YEAR IN FILM: Paying tribute to the films that paid closest attention
YEAR IN FILM "We could live like this forever." Josephine, the serious young woman in Claire Denis' gorgeous chamber drama 35 Shots of Rum, whispers this line to her father while they're camped out on the beach. It's unclear, however, whether she's referring to this particular sandy spot or the rituals of home and work that structure the film. As with Chris Chong's remarkable short, Block B, 35 Shots of Rum (a ritual in the title itself) is set in a superficially unattractive apartment complex. Beyond the concrete is an intricate network of human relations. In the republic of cinema, the Denis film descends from that great poet of routine life, Yasujiro Ozu. Daily rituals dilate exposition and emotion; the safe enclosure of home unfolds in time.

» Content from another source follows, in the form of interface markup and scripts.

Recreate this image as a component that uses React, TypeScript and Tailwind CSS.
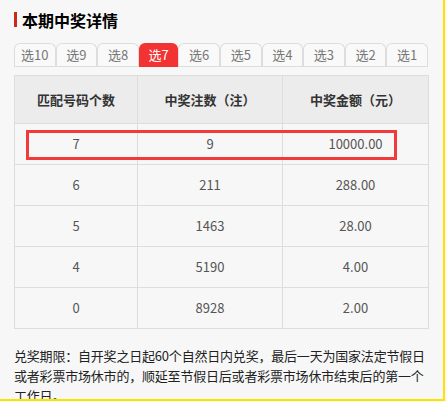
import React from "react";

const tabs = ["选10", "选9", "选8", "选7", "选6", "选5", "选4", "选3", "选2", "选1"];

const rows = [
  { match: "7", count: "9", amount: "10000.00" },
  { match: "6", count: "211", amount: "288.00" },
  { match: "5", count: "1463", amount: "28.00" },
  { match: "4", count: "5190", amount: "4.00" },
  { match: "0", count: "8928", amount: "2.00" },
];

export default function App() {
  const active = "选7";

  return (
    <div className="w-[447px] h-[402px] bg-[#f8f8f8]">
      <div
        className="w-[445px] h-[401px] border-r-2 border-b-2 border-[#ffe100] bg-[#f7f7f7] pl-[14px] pt-[11px] overflow-hidden"
        style={{ fontFamily: '"Noto Sans CJK SC", "Noto Sans", sans-serif' }}
      >
        <div className="flex items-center gap-[5px] h-[17px]">
          <span className="w-[3px] h-[15px] bg-[#cc2a15]" />
          <h2 className="text-[16px] font-bold leading-none text-black">本期中奖详情</h2>
        </div>

        <div className="mt-[15px] w-[414px] flex items-end h-[24px] border-b border-[#dddddd]">
          {tabs.map(t => (
            <div
              key={t}
              className={
                t === active
                  ? "flex-1 h-[24px] -mb-px rounded-t-[6px] bg-[#f13333] text-white text-[13px] flex items-center justify-center"
                  : "flex-1 h-[23px] rounded-t-[6px] border border-b-0 border-[#dddddd] bg-[#f9f9f9] text-[#777] text-[13px] flex items-center justify-center"
              }
            >
              {t}
            </div>
          ))}
        </div>

        <div className="relative mt-[8px] w-[414px]">
          <table className="w-[414px] border-collapse table-fixed text-[13px]">
            <colgroup>
              <col className="w-[123px]" />
              <col className="w-[145px]" />
              <col className="w-[146px]" />
            </colgroup>
            <thead>
              <tr className="h-[48px] bg-[#ececec]">
                <th className="border border-[#dddddd] font-bold text-[#333]">匹配号码个数</th>
                <th className="border border-[#dddddd] font-bold text-[#333]">中奖注数（注）</th>
                <th className="border border-[#dddddd] font-bold text-[#333]">中奖金额（元）</th>
              </tr>
            </thead>
            <tbody>
              {rows.map(r => (
                <tr key={r.match} className="h-[41px] text-[#555]">
                  <td className="border border-[#dddddd] text-center">{r.match}</td>
                  <td className="border border-[#dddddd] text-center">{r.count}</td>
                  <td className="border border-[#dddddd] text-center">{r.amount}</td>
                </tr>
              ))}
            </tbody>
          </table>
          <div className="absolute left-[12px] top-[55px] w-[371px] h-[30px] border-[3px] border-[#f33a3a]" />
        </div>

        <p className="mt-[17px] whitespace-nowrap tracking-[-0.2px] text-[13px] leading-[20px] text-[#222]">
          兑奖期限：自开奖之日起60个自然日内兑奖，最后一天为国家法定节假日<br />
          或者彩票市场休市的，顺延至节假日后或者彩票市场休市结束后的第一个<br />
          工作日。
        </p>
      </div>
    </div>
  );
}
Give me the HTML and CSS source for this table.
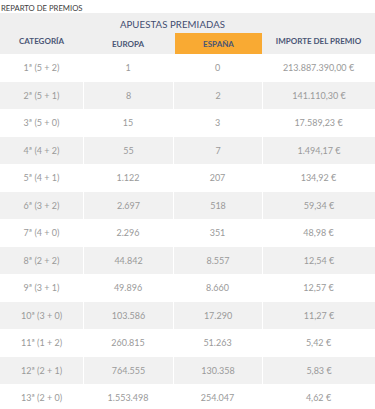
FILE: index.html
```html
<!DOCTYPE html>
<html lang="es">
<head>
    <meta charset="UTF-8">
    <meta name="viewport" content="width=device-width, initial-scale=1.0">
    <title>Reparto de premios</title>
    <link rel="stylesheet" href="styles.css">
</head>
<body>
    <main class="reparto">
        <h2 class="titulo">REPARTO DE PREMIOS</h2>

        <div class="tabla">
            <div class="cab">
                <div class="cab-apuestas">APUESTAS PREMIADAS</div>
                <div class="cab-cat">CATEGORÍA</div>
                <div class="cab-europa">EUROPA</div>
                <div class="cab-espana"><span>ESPAÑA</span></div>
                <div class="cab-importe">IMPORTE DEL PREMIO</div>
            </div>

            <div class="fila"><span>1ª (5 + 2)</span><span>1</span><span>0</span><span>213.887.390,00 €</span></div>
            <div class="fila"><span>2ª (5 + 1)</span><span>8</span><span>2</span><span>141.110,30 €</span></div>
            <div class="fila"><span>3ª (5 + 0)</span><span>15</span><span>3</span><span>17.589,23 €</span></div>
            <div class="fila"><span>4ª (4 + 2)</span><span>55</span><span>7</span><span>1.494,17 €</span></div>
            <div class="fila"><span>5ª (4 + 1)</span><span>1.122</span><span>207</span><span>134,92 €</span></div>
            <div class="fila"><span>6ª (3 + 2)</span><span>2.697</span><span>518</span><span>59,34 €</span></div>
            <div class="fila"><span>7ª (4 + 0)</span><span>2.296</span><span>351</span><span>48,98 €</span></div>
            <div class="fila"><span>8ª (2 + 2)</span><span>44.842</span><span>8.557</span><span>12,54 €</span></div>
            <div class="fila"><span>9ª (3 + 1)</span><span>49.896</span><span>8.660</span><span>12,57 €</span></div>
            <div class="fila"><span>10ª (3 + 0)</span><span>103.586</span><span>17.290</span><span>11,27 €</span></div>
            <div class="fila"><span>11ª (1 + 2)</span><span>260.815</span><span>51.263</span><span>5,42 €</span></div>
            <div class="fila"><span>12ª (2 + 1)</span><span>764.555</span><span>130.358</span><span>5,83 €</span></div>
            <div class="fila"><span>13ª (2 + 0)</span><span>1.553.498</span><span>254.047</span><span>4,62 €</span></div>
        </div>
    </main>
</body>
</html>
```

FILE: styles.css
```css
body {
    margin: 0;
    font-family: Lato, "Open Sans", sans-serif;
    background: #fff;
}

.reparto {
    width: 375px;
}

.titulo {
    margin: 0;
    padding: 3px 0 0 1px;
    height: 10px;
    font-size: 7.7px;
    font-weight: 400;
    line-height: 10px;
    color: #3d3d3d;
}

.cab {
    display: grid;
    grid-template-columns: 83px 90px 89px 113px;
    grid-template-rows: 20px 20px;
    padding-bottom: 1px;
    background: #efefef;
    color: #4a5675;
    font-size: 8px;
    font-weight: 700;
    text-align: center;
}

.cab-apuestas {
    grid-column: 2 / 4;
    grid-row: 1;
    padding-top: 5px;
    font-size: 9.6px;
    font-weight: 400;
    line-height: 13px;
    color: #3f4c70;
    letter-spacing: 0.1px;
}

.cab-cat,
.cab-importe {
    grid-row: 2;
    padding-top: 3px;
}

.cab-cat {
    grid-column: 1;
}

.cab-europa {
    grid-column: 2;
    grid-row: 2;
    padding-top: 6px;
}

.cab-importe {
    grid-column: 4;
}

.cab-espana {
    grid-column: 3;
    grid-row: 2;
    padding-left: 2px;
}

.cab-espana span {
    display: block;
    height: 20px;
    line-height: 20px;
    padding-top: 1px;
    background: #f9aa33;
}

.fila {
    display: grid;
    grid-template-columns: 83px 90px 89px 113px;
    height: 27.5px;
    font-size: 9px;
    font-weight: 400;
    color: #9a9a9a;
    text-align: center;
}

.fila span {
    display: block;
    height: 100%;
    line-height: 27.5px;
}

.fila:nth-child(odd) span {
    background: #f1f1f1;
    border-left: 1px solid #fff;
}

.fila:nth-child(odd) span:first-child {
    border-left: none;
}
```
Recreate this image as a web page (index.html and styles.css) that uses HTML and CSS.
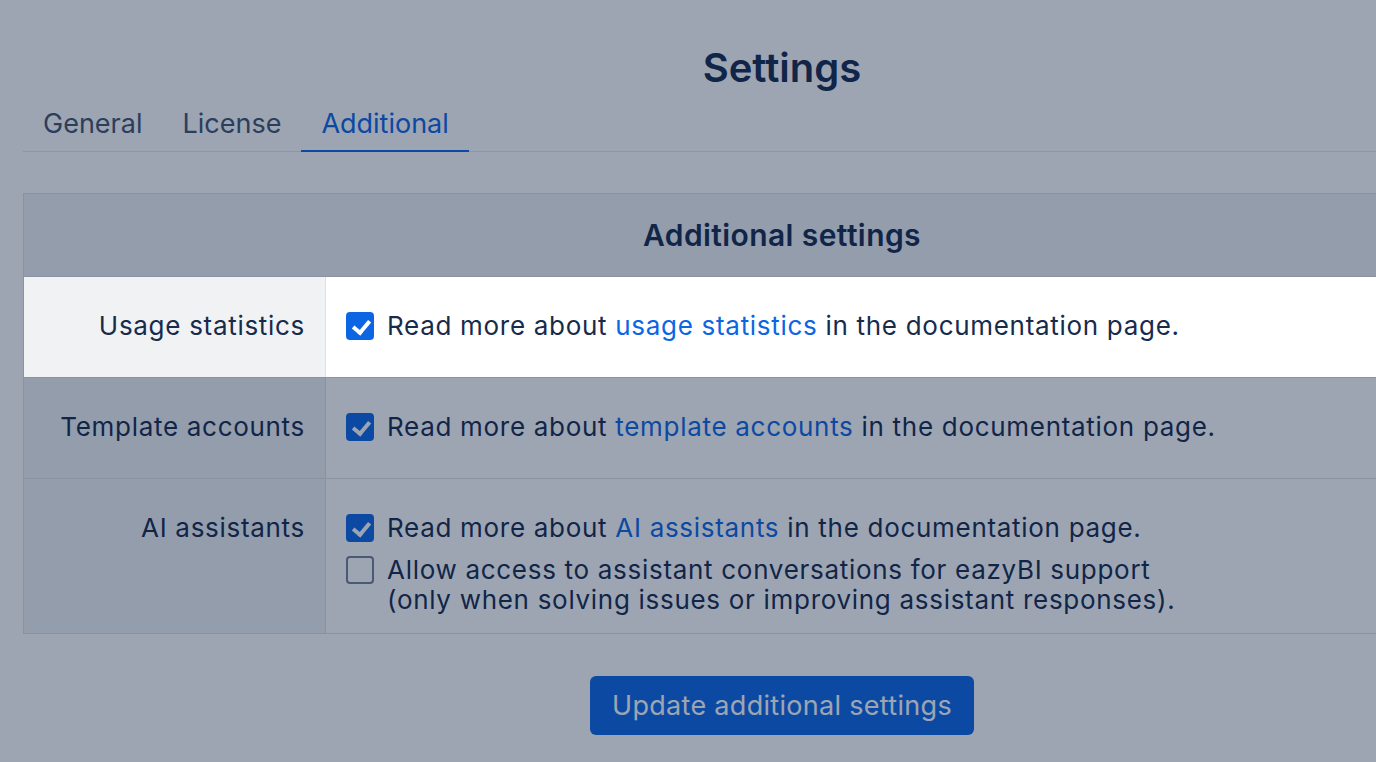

Many of the most indelible, mood-lifting moments of my sporadic year of film-going arrived in the deepened presence of ritual: two shots of espresso, in separate cups; dismantling a bomb; shaving radishes; sheering sheep; the ecstatic sweat of a Lightning Bolt concert; the murderous talk surrounding a stand-up act. The Limits of Control cracks a zen joke out of those scenes that take us to edge of plotlessness; The Hurt Locker posits them at the lip of death. Every genre has its rites, but ritual is roped off by an extraordinary and transformative act of concentration: not so much a slice of life, as the heart of it.
To begin with an imperfect example, take Funny People. The informal joke workshops are the best thing about Judd Apatow's chef-d'oeuvre by some distance — a romantic plot is deathly flat next to the backstage lollygagging. Likewise, for all The Hurt Locker's amazing mappings of harm's way and its rigorous equation of work and action, Kathryn Bigelow's film sags in the bland passages earmarked for character development. However momentarily, both movies put the blockbuster through paces.
Rituals, as I've described them, give us time to think and feel, and thus crop up with greater frequency in experimental work (ritual makes the documentary-fiction divide matter less). In Heddy Honigmann's Oblivion, political history flows from her interview subjects' ingenious livelihoods. Representatives of the service class relay personal and national narratives at work, their gestures embodying resilience and wisdom beyond the bounds of political rhetoric.
A clarifying admiration of labor also animates Sweetgrass, Ilisa Barbash and Lucien Castaing-Taylor's near-wordless immersion into a final sheep drive across Montana. Recorded with ethnographic grit and uncommon lyricism, the film counterpoints detailed sound recordings with monumental, temporal landscape photography. A peculiar mix of estrangement (the implacable animal stare) and intimacy (the last cowboys' muttered curses), Sweetgrass packages a dying way of life as a wayward phenomenological experience — the ritual as haunting.
Rendered as cinema, there is every possibility that ritual will make for a trance. Ben Russell actively cultivates this state in his Black and White Trypps series. Excerpts of all six of these shorts, as well as a 10-minute slice of Russell's acclaimed feature debut, Let Each One Go Where He May, are available on his Vimeo site, but seeing the third installment in 35mm at the Pacific Film Archive raised the stakes considerably. In it, Russell sends a beam of light into the teenage sprawl of a Lightning Bolt show, creating a visible field barely broad enough for one or two wild faces. The crowd's pulse makes for an ephemeral, twisting portrait. Projected on the big screen, the baroque expanse of sound and black gave the mined portraits a distinctly transcendent aura. Russell's Warhol-worthy idea locates solitude in collectivity and authenticity in performance. The 11-minute film also invites us to reconsider the coordinates of that other common ritual that brings us alone together in the dark — cinema.